As I and my brothers grew older she compelled us to go to Sunday school and church when Dad would have had us go fishing with him (though sometimes, for the sake of harmony, she relented).

Never did I hear Mom or Dad take the name of God in vain, though in my teenager years when peers would have had me blaspheme with reckless language, it was the stern voice of Dad that tempered my own.

It was Dad who taught me how to work with animals, tools and machinery, as well as the virtues of toil.

It was Mom, however, who taught me to work with people, to respect others, and to do so with appropriate measures of both pride and humility — lessons I was sometimes slow in learning, but she was never lax in teaching.

From my earliest childhood Dad would had me pursue his dreams as a farmer and herdsman. Mom, on the other hand, encouraged and celebrated the diverse talents of each of her sons. Thus, this son of a farmer became a writer and journalist, my younger brother an artist and the next-younger a talented metalworker. Our youngest, sadly, never realized his dreams, caught in the deadly snare of a single, unplanned experience with alcohol while trying to befriend a pal.
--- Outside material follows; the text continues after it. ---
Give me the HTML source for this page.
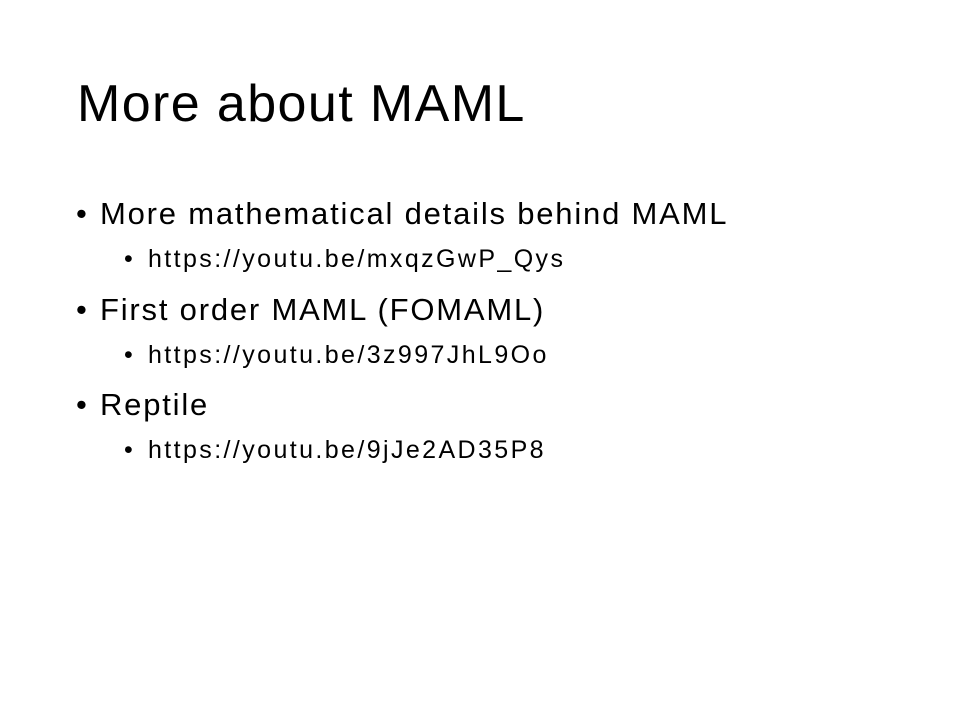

That was the first time I saw my mother’s heart break, so inconsolably so that Christmas almost came without even a glimmer of joy. Yet, in time God’s love restored my mom, as it did all of us; but she was never the same.

Neither was I. Thus, my most fervent prayer this Mother's Day is that we seek God’s grace and comfort for mothers who have lost children, either to death or the snares of the world’s culture. Pray for moms when nothing short of God’s love can sustain them.

I know how it feels to lose a child to an untimely passage, but I cannot pretend to grasp the depths of grief endured by a mother. Though time can mask the immediate pain, it can never erase the loss. Only God can promise a joyful homecoming.

Thus, I ask this holiday that we withhold not a single card or gift we might have planned, but that above all we thank God and pray for mothers all.